湖上から というのは、酔っぱらって直ぐに寝てしまった私の感想で、妻の方は周りの騒ぎ声が気になって深夜まで寝付かれなかったようである。
 翌朝、屈斜路湖の空は再び低い雲に覆われていた。昨日1日晴れたのはまぐれみたいなものだったのかもしれない。
 それでもべた凪の屈斜路湖の湖面に魅せられて、カヌーで漕ぎ出した。
 久しぶりに湖でカヌーに乗った気がする。川を下るのも楽しいが、静かな湖の上で何もしないでただ浮かんでいるだけと言うのも、やっぱり楽しい。

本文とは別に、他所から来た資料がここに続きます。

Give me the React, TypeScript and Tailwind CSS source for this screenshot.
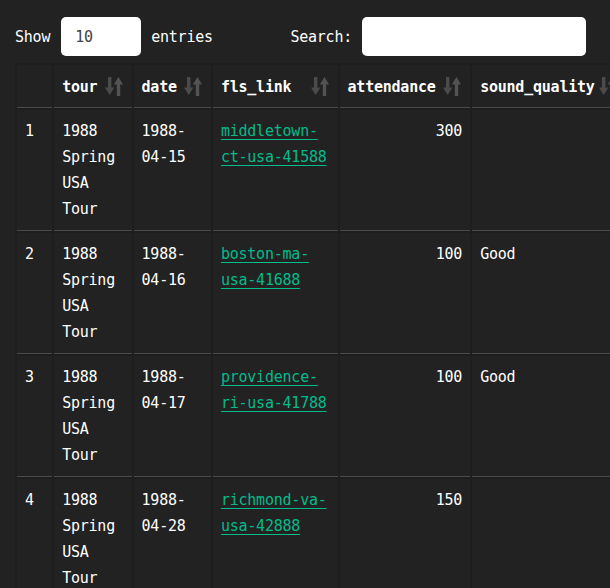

 そんな時間をもっと楽しんでいたかったが、今日は一気に札幌まで走らねばならず、空模様も次第に怪しくなってきたので、早々に片づけを始めることにした。

 キャンプ場を出ると直ぐに雨が降り出した。
 今回のキャンプ旅行では釧路川の川下りの時に晴れたくらいで、後は全てどんよりとした雲に覆われ、時々霧雨にも見舞われた。
 それでも、4泊5日の僅かな間だったが、体の奥深くまで道東の景色が染みこんだような気がする充実した時間を過ごすことができた。
 帰り道、途中の直売所で大きなラワンぶきを1本100円で分けてもらい、それを今回の旅行の唯一のお土産にして一路札幌を目指した。